>> Begin

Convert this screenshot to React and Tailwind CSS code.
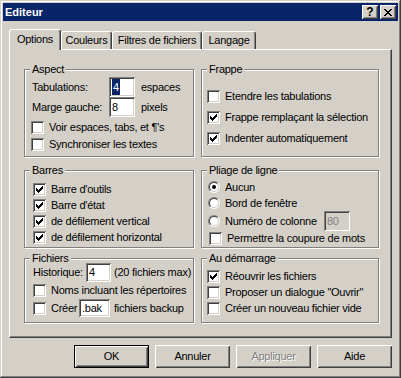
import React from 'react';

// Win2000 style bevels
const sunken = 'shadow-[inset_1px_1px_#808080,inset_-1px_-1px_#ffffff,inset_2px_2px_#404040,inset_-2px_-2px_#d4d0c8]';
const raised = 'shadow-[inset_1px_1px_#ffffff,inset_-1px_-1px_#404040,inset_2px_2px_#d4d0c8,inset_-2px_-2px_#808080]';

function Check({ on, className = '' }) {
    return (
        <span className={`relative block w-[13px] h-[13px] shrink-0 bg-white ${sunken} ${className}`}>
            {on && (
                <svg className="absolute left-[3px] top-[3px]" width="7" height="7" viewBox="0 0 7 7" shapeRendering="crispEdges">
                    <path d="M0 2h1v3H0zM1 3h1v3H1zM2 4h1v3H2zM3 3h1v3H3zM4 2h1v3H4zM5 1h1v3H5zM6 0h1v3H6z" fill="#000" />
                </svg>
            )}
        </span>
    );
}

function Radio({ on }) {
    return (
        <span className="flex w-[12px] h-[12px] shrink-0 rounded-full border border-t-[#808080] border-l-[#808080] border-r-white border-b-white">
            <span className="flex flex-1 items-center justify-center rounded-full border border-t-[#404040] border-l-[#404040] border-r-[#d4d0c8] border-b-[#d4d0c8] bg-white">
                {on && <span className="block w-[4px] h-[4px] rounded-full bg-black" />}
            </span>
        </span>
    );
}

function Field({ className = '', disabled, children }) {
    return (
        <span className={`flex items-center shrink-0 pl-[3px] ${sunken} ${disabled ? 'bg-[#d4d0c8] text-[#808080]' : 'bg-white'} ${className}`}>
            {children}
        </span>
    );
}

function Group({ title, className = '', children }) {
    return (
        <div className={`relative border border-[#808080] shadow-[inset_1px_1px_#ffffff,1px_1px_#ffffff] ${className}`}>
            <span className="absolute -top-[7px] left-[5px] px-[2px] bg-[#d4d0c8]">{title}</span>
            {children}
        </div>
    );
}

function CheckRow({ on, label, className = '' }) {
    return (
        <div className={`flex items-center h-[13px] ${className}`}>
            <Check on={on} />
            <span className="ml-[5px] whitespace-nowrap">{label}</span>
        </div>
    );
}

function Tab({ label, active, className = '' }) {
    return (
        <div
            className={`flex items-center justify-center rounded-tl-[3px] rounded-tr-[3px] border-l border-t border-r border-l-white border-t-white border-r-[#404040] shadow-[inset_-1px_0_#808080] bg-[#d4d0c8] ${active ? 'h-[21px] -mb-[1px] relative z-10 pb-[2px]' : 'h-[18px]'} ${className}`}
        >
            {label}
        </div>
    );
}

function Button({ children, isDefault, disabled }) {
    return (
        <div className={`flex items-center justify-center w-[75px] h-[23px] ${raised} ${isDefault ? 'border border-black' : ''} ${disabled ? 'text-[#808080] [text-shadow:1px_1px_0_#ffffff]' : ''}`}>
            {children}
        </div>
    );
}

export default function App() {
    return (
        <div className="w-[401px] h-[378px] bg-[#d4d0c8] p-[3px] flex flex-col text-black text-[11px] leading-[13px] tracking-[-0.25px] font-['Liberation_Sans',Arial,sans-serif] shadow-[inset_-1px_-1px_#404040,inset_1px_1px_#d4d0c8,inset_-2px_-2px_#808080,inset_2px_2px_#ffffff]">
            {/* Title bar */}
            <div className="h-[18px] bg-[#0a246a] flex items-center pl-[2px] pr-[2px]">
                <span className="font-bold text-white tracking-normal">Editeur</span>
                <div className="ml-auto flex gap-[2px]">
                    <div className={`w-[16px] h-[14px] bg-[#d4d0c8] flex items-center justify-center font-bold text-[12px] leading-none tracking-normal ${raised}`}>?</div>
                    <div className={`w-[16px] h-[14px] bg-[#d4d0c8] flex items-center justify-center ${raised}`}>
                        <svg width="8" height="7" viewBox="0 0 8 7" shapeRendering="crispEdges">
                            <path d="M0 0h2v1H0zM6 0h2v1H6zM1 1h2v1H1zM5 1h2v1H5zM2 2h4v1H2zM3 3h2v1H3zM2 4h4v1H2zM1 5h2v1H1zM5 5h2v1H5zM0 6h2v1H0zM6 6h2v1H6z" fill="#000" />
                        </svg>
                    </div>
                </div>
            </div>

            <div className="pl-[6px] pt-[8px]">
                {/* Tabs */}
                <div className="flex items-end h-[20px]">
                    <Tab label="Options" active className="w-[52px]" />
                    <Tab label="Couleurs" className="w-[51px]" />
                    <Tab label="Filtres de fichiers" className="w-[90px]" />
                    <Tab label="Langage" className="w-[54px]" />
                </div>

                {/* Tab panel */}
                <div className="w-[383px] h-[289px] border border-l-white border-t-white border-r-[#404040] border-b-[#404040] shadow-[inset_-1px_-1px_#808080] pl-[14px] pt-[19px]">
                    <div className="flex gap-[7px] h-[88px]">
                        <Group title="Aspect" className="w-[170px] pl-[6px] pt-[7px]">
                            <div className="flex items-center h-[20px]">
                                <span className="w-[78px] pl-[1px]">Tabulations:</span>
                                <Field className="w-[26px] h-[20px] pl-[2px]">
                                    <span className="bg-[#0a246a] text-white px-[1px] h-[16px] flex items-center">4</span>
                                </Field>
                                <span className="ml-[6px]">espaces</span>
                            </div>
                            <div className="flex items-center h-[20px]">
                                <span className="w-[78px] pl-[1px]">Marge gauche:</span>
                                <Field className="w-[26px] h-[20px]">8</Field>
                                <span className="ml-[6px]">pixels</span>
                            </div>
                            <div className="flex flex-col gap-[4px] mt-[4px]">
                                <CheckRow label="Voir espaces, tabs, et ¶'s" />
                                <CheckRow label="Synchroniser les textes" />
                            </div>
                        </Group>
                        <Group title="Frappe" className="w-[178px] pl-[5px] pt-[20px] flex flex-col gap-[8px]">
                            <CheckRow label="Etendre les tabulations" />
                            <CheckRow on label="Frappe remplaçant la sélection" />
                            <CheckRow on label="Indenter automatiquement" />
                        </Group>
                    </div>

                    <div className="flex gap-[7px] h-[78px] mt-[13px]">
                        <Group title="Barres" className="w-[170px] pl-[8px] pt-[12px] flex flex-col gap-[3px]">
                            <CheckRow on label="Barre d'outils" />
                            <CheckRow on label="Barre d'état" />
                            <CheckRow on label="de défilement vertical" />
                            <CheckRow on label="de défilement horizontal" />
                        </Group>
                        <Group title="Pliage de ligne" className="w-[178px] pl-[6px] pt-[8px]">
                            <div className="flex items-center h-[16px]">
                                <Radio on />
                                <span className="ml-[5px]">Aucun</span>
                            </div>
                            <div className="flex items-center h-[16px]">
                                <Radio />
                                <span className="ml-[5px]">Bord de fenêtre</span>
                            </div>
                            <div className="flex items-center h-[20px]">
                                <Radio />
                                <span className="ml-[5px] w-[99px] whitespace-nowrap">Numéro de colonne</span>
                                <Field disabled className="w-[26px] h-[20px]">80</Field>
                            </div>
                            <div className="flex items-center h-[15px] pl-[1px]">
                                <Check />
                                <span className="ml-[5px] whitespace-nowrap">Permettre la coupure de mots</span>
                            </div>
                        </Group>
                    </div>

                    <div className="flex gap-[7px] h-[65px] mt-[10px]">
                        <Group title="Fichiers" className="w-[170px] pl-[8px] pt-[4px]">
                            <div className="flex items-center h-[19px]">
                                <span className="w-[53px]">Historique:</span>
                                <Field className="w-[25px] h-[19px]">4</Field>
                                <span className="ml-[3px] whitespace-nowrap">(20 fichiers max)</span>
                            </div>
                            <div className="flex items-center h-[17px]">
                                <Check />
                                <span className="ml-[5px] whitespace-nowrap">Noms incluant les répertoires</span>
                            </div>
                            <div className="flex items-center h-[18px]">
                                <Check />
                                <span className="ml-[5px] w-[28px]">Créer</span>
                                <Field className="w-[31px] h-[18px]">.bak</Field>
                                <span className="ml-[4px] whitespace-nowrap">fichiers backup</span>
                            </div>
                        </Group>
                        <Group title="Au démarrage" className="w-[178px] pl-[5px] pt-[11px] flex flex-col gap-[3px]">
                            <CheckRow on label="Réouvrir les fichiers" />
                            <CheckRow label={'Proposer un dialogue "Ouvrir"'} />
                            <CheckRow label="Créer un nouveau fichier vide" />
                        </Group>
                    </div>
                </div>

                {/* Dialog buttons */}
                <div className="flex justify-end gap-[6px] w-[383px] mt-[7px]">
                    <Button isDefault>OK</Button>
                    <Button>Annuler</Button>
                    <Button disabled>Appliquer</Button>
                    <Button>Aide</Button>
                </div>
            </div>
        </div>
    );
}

>> End

_Exercise aim_.
Look at the listing and set down only the lines from its start through the line with "import React from 'react';", word for word and without pictures.

_Solution to the exercise_.
Convert this screenshot to React and Tailwind CSS code.
import React from 'react';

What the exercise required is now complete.